LUFKIN — Ellen Trout Zoo staffers were all smiles Tuesday morning as they welcomed the three-week-late arrival of three Louisiana pine snakes from their large eggs in the snake house, and watched a young buck who set rare and endangered hooves to earth Monday bond with his exotic mother.
The Louisiana pine snakes' parents, residents of Lufkin's zoo since 2002, laid the set of four 4-inch eggs on Jan. 6 — each weighing about 75-80 grams. Reptile caretaker Ben Roberts said he expected the baby snakes to emerge April 12. They didn't.
It was Monday before the first little "egg tooth" chipped its way through its shell. Its siblings were still in the early stage of emerging from their shell Tuesday when the foot-long firstborn curled around its former home, still inside a glass jar incubator. A fourth egg was undisturbed.
Indigenous to Louisiana and East Texas, the nonvenomous Louisiana pine snakes are one of the most endangered snake species in North America. And Ellen Trout Zoo was among the first zoos with a breeding program, its first hatch in 1984, followed by a second in 1987. Ellen Trout Zoo is one of 21 zoos to house the fewer than 100 Louisiana pine snakes in captivity — none of which belong to the distinct Texas population, said Charlotte Henley.
As for the young bontebok, which stood at 10:26 a.m. Monday — he immediately fell down, Henley said.
The 17-pound antelope passed his well-baby check-up Tuesday and was released into their grazing grounds where mom, or Sparky, immediately took charge, gently herding her curious young son away from the prying eyes and cameras.

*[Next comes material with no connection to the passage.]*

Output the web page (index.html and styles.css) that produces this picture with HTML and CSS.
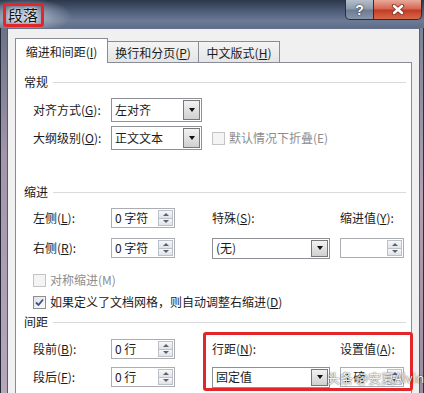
FILE: index.html
```html
<!DOCTYPE html>
<html lang="zh-CN">
<head>
    <meta charset="UTF-8">
    <title>段落</title>
    <link rel="stylesheet" href="styles.css">
</head>
<body>
    <div class="window">
        <div class="titlebar">
            <span class="titlebar__title">段落</span>
            <div class="titlebar__buttons">
                <div class="titlebar__btn titlebar__btn--help">?</div>
                <div class="titlebar__btn titlebar__btn--close">
                    <svg width="14" height="11" viewBox="0 0 14 11">
                        <path d="M3 2 L11 9 M11 2 L3 9" stroke="#7a2a1e" stroke-width="4.2" stroke-linecap="round"/>
                        <path d="M3 2 L11 9 M11 2 L3 9" stroke="#fff" stroke-width="2.6" stroke-linecap="round"/>
                    </svg>
                </div>
            </div>
        </div>

        <div class="frame">
            <div class="frame__side frame__side--left"></div>
            <div class="client">
                <div class="tabs">
                    <div class="tab tab--active">缩进和间距(<u>I</u>)</div>
                    <div class="tab tab--second">换行和分页(<u>P</u>)</div>
                    <div class="tab tab--third">中文版式(<u>H</u>)</div>
                </div>

                <div class="panel">
                    <div class="group group--general">常规</div>

                    <div class="row row--first">
                        <span class="label">对齐方式(<u>G</u>):</span>
                        <div class="select select--wide">
                            <span class="select__value">左对齐</span>
                            <span class="select__btn"></span>
                        </div>
                    </div>
                    <div class="row row--second">
                        <span class="label">大纲级别(<u>O</u>):</span>
                        <div class="select select--wide">
                            <span class="select__value">正文文本</span>
                            <span class="select__btn"></span>
                        </div>
                        <span class="check check--disabled check--after-select"></span>
                        <span class="check-label check-label--disabled">默认情况下折叠(E)</span>
                    </div>

                    <div class="group group--indent">缩进</div>

                    <div class="grid grid--indent">
                        <span class="label">左侧(<u>L</u>):</span>
                        <div class="spin">
                            <span class="spin__value">0 字符</span>
                            <span class="spin__btns"><span class="spin__btn spin__btn--up"></span><span class="spin__btn spin__btn--down"></span></span>
                        </div>
                        <span class="label">特殊(<u>S</u>):</span>
                        <span class="label">缩进值(<u>Y</u>):</span>

                        <span class="label">右侧(<u>R</u>):</span>
                        <div class="spin">
                            <span class="spin__value">0 字符</span>
                            <span class="spin__btns"><span class="spin__btn spin__btn--up"></span><span class="spin__btn spin__btn--down"></span></span>
                        </div>
                        <div class="select select--special">
                            <span class="select__value">(无)</span>
                            <span class="select__btn"></span>
                        </div>
                        <div class="spin">
                            <span class="spin__value"></span>
                            <span class="spin__btns"><span class="spin__btn spin__btn--up"></span><span class="spin__btn spin__btn--down"></span></span>
                        </div>
                    </div>

                    <div class="row row--check row--mirror">
                        <span class="check check--disabled"></span>
                        <span class="check-label check-label--disabled">对称缩进(M)</span>
                    </div>
                    <div class="row row--check row--grid">
                        <span class="check check--checked">
                            <svg width="9" height="9" viewBox="0 0 9 9"><path d="M1 4.5 L3.5 7 L8 1.5" fill="none" stroke="#3b4f8a" stroke-width="1.8"/></svg>
                        </span>
                        <span class="check-label">如果定义了文档网格，则自动调整右缩进(<u>D</u>)</span>
                    </div>

                    <div class="group group--spacing">间距</div>

                    <div class="grid grid--spacing">
                        <span class="label">段前(<u>B</u>):</span>
                        <div class="spin">
                            <span class="spin__value">0 行</span>
                            <span class="spin__btns"><span class="spin__btn spin__btn--up"></span><span class="spin__btn spin__btn--down"></span></span>
                        </div>
                        <span class="label">行距(<u>N</u>):</span>
                        <span class="label">设置值(<u>A</u>):</span>

                        <span class="label">段后(<u>F</u>):</span>
                        <div class="spin">
                            <span class="spin__value">0 行</span>
                            <span class="spin__btns"><span class="spin__btn spin__btn--up"></span><span class="spin__btn spin__btn--down"></span></span>
                        </div>
                        <div class="select select--special">
                            <span class="select__value">固定值</span>
                            <span class="select__btn"></span>
                        </div>
                        <div class="spin">
                            <span class="spin__value">1 磅</span>
                            <span class="spin__btns"><span class="spin__btn spin__btn--up"></span><span class="spin__btn spin__btn--down"></span></span>
                        </div>
                    </div>
                </div>
            </div>
            <div class="frame__side frame__side--right"></div>
        </div>
    </div>

    <div class="mark mark--title"></div>
    <div class="mark mark--spacing"></div>
    <div class="watermark">头条 @安夏Alvin</div>
</body>
</html>
```

FILE: styles.css
```css
* {
    box-sizing: border-box;
}

body {
    margin: 0;
    width: 424px;
    height: 393px;
    overflow: hidden;
    position: relative;
    font-family: "Noto Sans CJK SC", "Noto Sans", sans-serif;
    font-size: 12px;
    line-height: 16px;
    color: #1b1b1b;
    background: #3a4457;
}

u {
    text-decoration: underline;
    text-underline-offset: 1px;
}

.window {
    display: flex;
    flex-direction: column;
    height: 393px;
}

/* barra de titulo estilo aero */
.titlebar {
    height: 28px;
    flex: none;
    display: flex;
    justify-content: space-between;
    align-items: flex-start;
    background:
        radial-gradient(ellipse 48px 18px at 24px 16px, rgba(214, 222, 234, 0.8), rgba(214, 222, 234, 0) 100%),
        linear-gradient(to bottom, #2c374b 0%, #4d5d78 40%, #6b7b95 75%, #5f6e88 100%);
}

.titlebar__title {
    margin: 5px 0 0 8px;
    font-size: 15px;
    line-height: 20px;
    color: #111;
    text-shadow: 0 0 4px rgba(255, 255, 255, 0.9), 0 0 2px rgba(255, 255, 255, 0.9);
}

.titlebar__buttons {
    display: flex;
    margin-right: 2px;
}

.titlebar__btn {
    height: 20px;
    border: 1px solid #262e3f;
    border-top: none;
    display: flex;
    align-items: center;
    justify-content: center;
    color: #fff;
}

.titlebar__btn--help {
    width: 29px;
    border-radius: 0 0 0 5px;
    font-family: "Liberation Sans", sans-serif;
    font-weight: bold;
    font-size: 14px;
    text-shadow: 0 0 2px #2a3344, 0 0 1px #2a3344;
    background: linear-gradient(to bottom, #b5bfcc 0%, #8c99ab 48%, #6c7b92 52%, #8995a8 100%);
}

.titlebar__btn--close {
    width: 49px;
    margin-left: -1px;
    border-radius: 0 0 5px 0;
    background: linear-gradient(to bottom, #eaa99b 0%, #d4644f 48%, #c13a22 52%, #d9694b 100%);
}

.frame {
    flex: 1;
    display: flex;
    min-height: 0;
}

.frame__side--left {
    width: 8px;
    border-left: 1px solid #222836;
    border-right: 1px solid #515b70;
    background: linear-gradient(to bottom, #6a7386 0%, #a495aa 35%, #b6a7ba 100%);
}

.frame__side--right {
    width: 5px;
    border-left: 1px solid #5a6275;
    border-right: 1px solid #2b3141;
    background: linear-gradient(to bottom, #7b8395 0%, #b1a1b5 45%, #9a8ca0 100%);
}

.client {
    flex: 1;
    background: #f0f0f0;
    border-top: 1px solid #66708a;
    padding: 9px 7px 0 7px;
    display: flex;
    flex-direction: column;
}

/* abas */
.tabs {
    display: flex;
    align-items: flex-end;
    height: 24px;
    flex: none;
    position: relative;
    z-index: 1;
}

.tab {
    height: 21px;
    margin-left: -1px;
    border: 1px solid #898c95;
    border-bottom: none;
    background: linear-gradient(to bottom, #f4f4f4, #e5e5e5);
    display: flex;
    align-items: center;
    justify-content: center;
    padding-top: 1px;
}

.tab--active {
    height: 25px;
    width: 93px;
    margin-left: 0;
    margin-bottom: -1px;
    padding-top: 2px;
    background: #fff;
    position: relative;
    z-index: 1;
}

.tab--second {
    width: 92px;
}

.tab--third {
    width: 82px;
}

.panel {
    flex: 1;
    background: #fff;
    border: 1px solid #898c95;
    border-bottom: none;
    padding: 0 5px 0 8px;
}

/* titulos de grupo com linha */
.group {
    display: flex;
    align-items: center;
    height: 16px;
}

.group::after {
    content: "";
    flex: 1;
    height: 1px;
    margin-left: 5px;
    background: #d8dadd;
}

.group--general {
    margin-top: 11px;
}

.group--indent {
    margin-top: 34px;
}

.group--spacing {
    margin-top: 4px;
}

.row {
    display: flex;
    align-items: center;
    padding-left: 9px;
}

.row--first {
    height: 24px;
    margin-top: 8px;
}

.row--second {
    height: 24px;
    margin-top: 4px;
}

.row--check {
    height: 16px;
}

.row--mirror {
    margin-top: 14px;
}

.row--grid {
    margin-top: 6px;
}

.label {
    white-space: nowrap;
}

.row .label {
    width: 78px;
    flex: none;
}

.grid {
    display: grid;
    grid-template-columns: 78px 101px 128px 65px;
    grid-template-rows: 20px 20px;
    align-items: center;
    padding-left: 9px;
}

.grid--indent {
    margin-top: 8px;
    row-gap: 10px;
}

.grid--spacing {
    margin-top: 9px;
    row-gap: 8px;
}

/* combobox */
.select {
    display: flex;
    align-items: center;
    background: #fff;
    border: 1px solid #8e9297;
}

.select--wide {
    width: 91px;
    height: 24px;
}

.select--special {
    width: 118px;
    height: 21px;
}

.select__value {
    flex: 1;
    padding-left: 3px;
}

.select__btn {
    width: 17px;
    align-self: stretch;
    margin: 1px;
    border: 1px solid #777;
    background: linear-gradient(to bottom, #f2f2f2, #d0d0d0);
    display: flex;
    align-items: center;
    justify-content: center;
}

.select__btn::before {
    content: "";
    border-left: 3.5px solid transparent;
    border-right: 3.5px solid transparent;
    border-top: 4px solid #111;
}

/* spinbox */
.spin {
    width: 64px;
    height: 20px;
    display: flex;
    align-items: center;
    background: #fff;
    border: 1px solid #abadb3;
}

.spin__value {
    flex: 1;
    padding-left: 3px;
}

.spin__btns {
    width: 15px;
    height: 16px;
    margin-right: 1px;
    display: flex;
    flex-direction: column;
}

.spin__btn {
    flex: 1;
    border: 1px solid #bcc1c9;
    background: linear-gradient(to bottom, #f6f7f9, #dfe3e8);
    display: flex;
    align-items: center;
    justify-content: center;
}

.spin__btn--down {
    border-top: none;
}

.spin__btn--up::before {
    content: "";
    border-left: 3px solid transparent;
    border-right: 3px solid transparent;
    border-bottom: 3px solid #5c636d;
}

.spin__btn--down::before {
    content: "";
    border-left: 3px solid transparent;
    border-right: 3px solid transparent;
    border-top: 3px solid #5c636d;
}

/* checkbox */
.check {
    width: 13px;
    height: 13px;
    flex: none;
    border: 1px solid #8e8f8f;
    background: linear-gradient(135deg, #e0e2e5, #fbfbfb);
    display: flex;
    align-items: center;
    justify-content: center;
}

.check--disabled {
    border-color: #c4c4c4;
    background: #f4f4f4;
}

.check--after-select {
    margin-left: 10px;
}

.check-label {
    margin-left: 4px;
    white-space: nowrap;
}

.check-label--disabled {
    color: #8d8d8d;
}

/* marcacoes vermelhas e marca d'agua por cima do print */
.mark {
    position: absolute;
    border: 3px solid #e3262a;
    border-radius: 3px;
}

.mark--title {
    left: 3px;
    top: 3px;
    width: 41px;
    height: 24px;
}

.mark--spacing {
    left: 203px;
    top: 332px;
    width: 210px;
    height: 59px;
}

.watermark {
    position: absolute;
    left: 327px;
    top: 369px;
    font-size: 13px;
    line-height: 18px;
    color: rgba(255, 255, 255, 0.92);
    text-shadow: 0 0 2px rgba(0, 0, 0, 0.55), 0 0 1px rgba(0, 0, 0, 0.5);
    white-space: nowrap;
}
```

Penned up in a nearby area, the dad, Pauper, paced impatiently back and forth — ready to mate again after Sparky's eight and a half month long pregnancy, zoo keepers said.
He'll have to wait, though, because boy bontebok antelope are harder to place than girls — so his son will be around for a little while.
"At one time these were the most highly endangered species on the planet," veterinarian Michael Nance said. "In the 1970s they were just about gone."
The numbers of bontebok had dwindled to 17 worldwide, agreed Henley.
Ellen Trout Zoo is one of 20 or fewer zoos to offer respite to the grass-grazing bontebok of South Africa, and only 100 of them exist in the U.S., Henley said.